⟨

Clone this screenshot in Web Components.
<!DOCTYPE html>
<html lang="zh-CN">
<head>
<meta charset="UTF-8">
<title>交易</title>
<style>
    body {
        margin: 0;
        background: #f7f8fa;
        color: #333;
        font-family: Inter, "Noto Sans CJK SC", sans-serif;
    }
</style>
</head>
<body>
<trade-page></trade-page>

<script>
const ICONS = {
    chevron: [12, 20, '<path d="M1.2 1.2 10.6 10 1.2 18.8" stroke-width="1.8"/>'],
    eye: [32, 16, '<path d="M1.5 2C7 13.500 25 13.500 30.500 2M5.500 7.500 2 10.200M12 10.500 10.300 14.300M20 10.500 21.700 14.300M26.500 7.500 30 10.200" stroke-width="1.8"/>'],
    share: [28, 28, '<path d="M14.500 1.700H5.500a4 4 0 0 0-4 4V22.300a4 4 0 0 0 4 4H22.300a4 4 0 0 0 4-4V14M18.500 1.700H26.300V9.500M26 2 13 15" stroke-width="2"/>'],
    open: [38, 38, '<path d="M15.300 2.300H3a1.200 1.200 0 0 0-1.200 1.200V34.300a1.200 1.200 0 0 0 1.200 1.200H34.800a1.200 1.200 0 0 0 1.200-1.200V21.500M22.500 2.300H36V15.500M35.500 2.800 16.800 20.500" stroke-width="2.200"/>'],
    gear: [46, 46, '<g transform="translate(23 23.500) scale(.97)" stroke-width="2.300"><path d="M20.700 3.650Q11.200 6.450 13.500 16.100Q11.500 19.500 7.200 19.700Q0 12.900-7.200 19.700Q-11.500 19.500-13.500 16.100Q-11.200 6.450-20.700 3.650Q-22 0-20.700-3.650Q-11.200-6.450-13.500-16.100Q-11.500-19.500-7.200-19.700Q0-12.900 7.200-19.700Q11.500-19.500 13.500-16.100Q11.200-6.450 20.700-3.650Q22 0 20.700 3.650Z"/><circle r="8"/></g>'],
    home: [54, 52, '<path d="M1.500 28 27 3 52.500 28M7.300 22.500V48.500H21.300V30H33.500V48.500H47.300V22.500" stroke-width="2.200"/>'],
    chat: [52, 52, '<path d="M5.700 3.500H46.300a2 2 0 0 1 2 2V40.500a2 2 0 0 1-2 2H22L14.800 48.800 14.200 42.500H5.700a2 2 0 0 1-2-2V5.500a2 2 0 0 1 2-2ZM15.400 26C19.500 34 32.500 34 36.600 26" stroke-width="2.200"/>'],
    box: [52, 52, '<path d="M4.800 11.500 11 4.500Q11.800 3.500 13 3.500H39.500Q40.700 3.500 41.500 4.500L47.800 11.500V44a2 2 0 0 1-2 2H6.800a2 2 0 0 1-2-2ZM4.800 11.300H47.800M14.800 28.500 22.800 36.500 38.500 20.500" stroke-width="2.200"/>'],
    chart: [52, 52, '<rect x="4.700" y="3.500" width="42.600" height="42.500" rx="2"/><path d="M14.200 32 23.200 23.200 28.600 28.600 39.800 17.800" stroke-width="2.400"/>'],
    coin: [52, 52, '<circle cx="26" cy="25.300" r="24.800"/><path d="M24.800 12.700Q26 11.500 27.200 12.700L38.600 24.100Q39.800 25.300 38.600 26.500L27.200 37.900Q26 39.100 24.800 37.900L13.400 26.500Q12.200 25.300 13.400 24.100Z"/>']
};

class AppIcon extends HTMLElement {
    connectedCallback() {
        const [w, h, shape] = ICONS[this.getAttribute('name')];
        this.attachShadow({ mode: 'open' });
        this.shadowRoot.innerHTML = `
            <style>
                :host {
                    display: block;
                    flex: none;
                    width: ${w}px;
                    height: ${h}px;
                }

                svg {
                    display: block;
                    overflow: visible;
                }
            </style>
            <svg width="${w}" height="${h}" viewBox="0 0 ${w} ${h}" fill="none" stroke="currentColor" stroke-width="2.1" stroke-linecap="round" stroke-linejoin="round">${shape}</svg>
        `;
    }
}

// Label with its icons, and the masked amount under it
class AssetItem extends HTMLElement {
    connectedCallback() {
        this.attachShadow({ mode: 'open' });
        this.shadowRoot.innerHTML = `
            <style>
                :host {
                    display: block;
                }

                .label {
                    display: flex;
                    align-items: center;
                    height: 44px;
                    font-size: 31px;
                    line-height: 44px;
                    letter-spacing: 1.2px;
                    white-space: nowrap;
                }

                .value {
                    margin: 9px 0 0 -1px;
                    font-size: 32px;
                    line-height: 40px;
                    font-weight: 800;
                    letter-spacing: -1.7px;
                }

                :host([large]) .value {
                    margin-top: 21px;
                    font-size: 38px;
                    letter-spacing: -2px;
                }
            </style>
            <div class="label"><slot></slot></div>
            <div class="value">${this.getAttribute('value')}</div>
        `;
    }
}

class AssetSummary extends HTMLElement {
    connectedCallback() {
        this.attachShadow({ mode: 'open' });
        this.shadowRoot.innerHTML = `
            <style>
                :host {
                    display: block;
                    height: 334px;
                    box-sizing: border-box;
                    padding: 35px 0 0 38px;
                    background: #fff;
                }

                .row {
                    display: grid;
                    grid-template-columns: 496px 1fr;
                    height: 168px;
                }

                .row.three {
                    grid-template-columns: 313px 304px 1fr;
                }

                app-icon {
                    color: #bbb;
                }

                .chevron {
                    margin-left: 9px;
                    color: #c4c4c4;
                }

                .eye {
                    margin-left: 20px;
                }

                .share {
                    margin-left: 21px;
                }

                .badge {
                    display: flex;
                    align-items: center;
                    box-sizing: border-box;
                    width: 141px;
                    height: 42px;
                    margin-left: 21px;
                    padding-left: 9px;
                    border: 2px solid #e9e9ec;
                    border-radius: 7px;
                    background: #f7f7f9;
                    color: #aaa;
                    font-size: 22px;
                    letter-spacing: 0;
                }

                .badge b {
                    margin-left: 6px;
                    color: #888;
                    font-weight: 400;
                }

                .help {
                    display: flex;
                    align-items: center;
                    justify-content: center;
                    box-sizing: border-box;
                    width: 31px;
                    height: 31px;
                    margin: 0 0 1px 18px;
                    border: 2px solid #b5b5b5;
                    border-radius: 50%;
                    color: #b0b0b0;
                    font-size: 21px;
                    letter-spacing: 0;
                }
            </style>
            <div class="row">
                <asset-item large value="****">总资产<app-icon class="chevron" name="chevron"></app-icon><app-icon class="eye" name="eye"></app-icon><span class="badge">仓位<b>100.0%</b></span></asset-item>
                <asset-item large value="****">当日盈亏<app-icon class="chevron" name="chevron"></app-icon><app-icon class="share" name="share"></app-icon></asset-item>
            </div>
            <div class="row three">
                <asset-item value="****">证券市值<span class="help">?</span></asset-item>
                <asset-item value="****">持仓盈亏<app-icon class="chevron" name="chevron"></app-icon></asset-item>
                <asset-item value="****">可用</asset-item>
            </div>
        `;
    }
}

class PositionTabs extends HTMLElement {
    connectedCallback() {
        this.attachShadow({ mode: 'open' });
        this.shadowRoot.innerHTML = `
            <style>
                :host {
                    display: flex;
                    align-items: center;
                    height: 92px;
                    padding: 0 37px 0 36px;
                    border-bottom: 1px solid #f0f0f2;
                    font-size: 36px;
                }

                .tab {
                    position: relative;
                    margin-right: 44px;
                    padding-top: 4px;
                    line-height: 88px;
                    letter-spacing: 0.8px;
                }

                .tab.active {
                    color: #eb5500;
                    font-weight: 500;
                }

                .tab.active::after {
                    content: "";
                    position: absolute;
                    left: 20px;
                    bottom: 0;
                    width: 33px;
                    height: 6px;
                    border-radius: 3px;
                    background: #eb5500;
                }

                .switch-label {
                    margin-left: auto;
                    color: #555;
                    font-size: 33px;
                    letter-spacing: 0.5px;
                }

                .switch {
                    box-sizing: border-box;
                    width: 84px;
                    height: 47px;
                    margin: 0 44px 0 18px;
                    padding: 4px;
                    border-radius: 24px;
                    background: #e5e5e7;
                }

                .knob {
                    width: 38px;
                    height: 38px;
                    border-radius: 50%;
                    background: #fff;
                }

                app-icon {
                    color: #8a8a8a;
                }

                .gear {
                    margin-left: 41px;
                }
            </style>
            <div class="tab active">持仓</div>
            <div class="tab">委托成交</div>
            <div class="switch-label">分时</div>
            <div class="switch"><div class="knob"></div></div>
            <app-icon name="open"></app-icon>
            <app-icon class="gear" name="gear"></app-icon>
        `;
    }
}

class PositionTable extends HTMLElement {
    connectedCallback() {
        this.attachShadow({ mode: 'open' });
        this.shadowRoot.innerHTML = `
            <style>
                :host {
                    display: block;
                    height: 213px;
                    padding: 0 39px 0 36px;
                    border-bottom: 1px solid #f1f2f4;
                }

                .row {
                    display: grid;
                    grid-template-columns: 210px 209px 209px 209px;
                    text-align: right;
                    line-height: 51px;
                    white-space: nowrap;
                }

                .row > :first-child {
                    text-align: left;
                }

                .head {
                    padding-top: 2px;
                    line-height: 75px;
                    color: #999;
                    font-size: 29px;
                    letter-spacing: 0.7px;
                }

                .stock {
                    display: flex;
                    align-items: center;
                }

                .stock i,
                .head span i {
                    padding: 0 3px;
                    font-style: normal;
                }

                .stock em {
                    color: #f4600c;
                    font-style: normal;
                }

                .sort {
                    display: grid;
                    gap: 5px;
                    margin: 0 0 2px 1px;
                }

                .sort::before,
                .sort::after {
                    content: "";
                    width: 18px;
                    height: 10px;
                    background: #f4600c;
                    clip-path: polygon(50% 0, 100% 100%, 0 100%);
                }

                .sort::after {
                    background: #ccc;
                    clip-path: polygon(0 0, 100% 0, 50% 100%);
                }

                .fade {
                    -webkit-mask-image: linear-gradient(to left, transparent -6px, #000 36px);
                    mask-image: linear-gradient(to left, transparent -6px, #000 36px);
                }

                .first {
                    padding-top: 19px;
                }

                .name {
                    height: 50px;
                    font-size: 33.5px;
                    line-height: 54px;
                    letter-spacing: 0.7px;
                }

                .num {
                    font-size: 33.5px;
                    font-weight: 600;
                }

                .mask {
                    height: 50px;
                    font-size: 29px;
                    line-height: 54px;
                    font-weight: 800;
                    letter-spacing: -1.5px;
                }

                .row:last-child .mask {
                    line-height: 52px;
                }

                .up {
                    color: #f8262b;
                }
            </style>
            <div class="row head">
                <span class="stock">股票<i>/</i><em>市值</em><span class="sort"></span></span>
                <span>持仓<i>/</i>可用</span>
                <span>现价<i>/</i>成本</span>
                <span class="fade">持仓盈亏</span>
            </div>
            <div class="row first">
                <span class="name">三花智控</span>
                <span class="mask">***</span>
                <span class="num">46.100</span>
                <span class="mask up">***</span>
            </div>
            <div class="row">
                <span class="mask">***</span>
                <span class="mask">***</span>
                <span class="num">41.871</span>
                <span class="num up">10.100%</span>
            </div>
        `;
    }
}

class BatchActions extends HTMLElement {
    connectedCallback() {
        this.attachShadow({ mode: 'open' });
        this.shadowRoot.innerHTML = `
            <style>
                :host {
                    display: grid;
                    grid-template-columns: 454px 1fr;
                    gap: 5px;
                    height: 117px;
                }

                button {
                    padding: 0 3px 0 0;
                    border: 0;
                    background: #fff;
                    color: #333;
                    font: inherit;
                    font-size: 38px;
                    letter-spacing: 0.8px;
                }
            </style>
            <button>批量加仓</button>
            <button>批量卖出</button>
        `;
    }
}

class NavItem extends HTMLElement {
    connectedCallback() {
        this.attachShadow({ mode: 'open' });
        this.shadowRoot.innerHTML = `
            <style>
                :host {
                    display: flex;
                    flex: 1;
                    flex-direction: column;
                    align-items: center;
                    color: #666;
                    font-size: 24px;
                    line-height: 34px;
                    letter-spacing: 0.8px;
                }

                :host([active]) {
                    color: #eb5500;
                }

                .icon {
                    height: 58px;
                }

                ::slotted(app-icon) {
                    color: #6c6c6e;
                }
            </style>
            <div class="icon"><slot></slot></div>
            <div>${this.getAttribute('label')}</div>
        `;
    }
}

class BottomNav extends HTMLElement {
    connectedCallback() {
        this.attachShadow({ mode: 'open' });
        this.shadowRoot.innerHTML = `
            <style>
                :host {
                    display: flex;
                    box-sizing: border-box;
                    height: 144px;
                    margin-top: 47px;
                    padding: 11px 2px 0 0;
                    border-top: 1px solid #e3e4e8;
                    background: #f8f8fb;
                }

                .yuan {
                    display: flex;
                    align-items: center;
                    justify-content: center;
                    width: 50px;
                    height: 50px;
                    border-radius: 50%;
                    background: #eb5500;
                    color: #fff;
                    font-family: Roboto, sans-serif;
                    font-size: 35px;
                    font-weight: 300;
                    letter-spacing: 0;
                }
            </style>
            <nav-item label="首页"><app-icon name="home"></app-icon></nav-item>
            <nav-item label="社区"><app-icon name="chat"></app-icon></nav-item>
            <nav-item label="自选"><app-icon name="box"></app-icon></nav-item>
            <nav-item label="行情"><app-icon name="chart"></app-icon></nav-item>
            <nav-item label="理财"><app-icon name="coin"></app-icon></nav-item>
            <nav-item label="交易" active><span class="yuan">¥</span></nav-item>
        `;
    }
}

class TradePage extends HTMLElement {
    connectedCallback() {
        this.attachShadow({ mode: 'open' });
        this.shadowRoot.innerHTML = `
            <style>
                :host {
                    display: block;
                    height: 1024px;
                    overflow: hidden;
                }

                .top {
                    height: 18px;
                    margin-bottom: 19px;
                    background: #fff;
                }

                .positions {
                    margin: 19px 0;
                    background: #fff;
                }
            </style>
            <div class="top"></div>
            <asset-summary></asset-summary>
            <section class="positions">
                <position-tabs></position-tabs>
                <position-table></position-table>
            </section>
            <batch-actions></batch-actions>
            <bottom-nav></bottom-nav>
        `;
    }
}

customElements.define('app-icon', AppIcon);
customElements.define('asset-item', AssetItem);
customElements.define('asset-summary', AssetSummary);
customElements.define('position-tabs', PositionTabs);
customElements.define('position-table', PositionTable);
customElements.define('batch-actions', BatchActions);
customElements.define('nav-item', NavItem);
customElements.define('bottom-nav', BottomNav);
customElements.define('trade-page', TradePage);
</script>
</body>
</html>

⟩

▸ SHORT EXERCISE: Quote only the stretch of lines that starts the data above and ends with the line containing "<trade-page></trade-page>", both included.

▸ TASK RESPONSE:
Clone this screenshot in Web Components.
<!DOCTYPE html>
<html lang="zh-CN">
<head>
<meta charset="UTF-8">
<title>交易</title>
<style>
    body {
        margin: 0;
        background: #f7f8fa;
        color: #333;
        font-family: Inter, "Noto Sans CJK SC", sans-serif;
    }
</style>
</head>
<body>
<trade-page></trade-page>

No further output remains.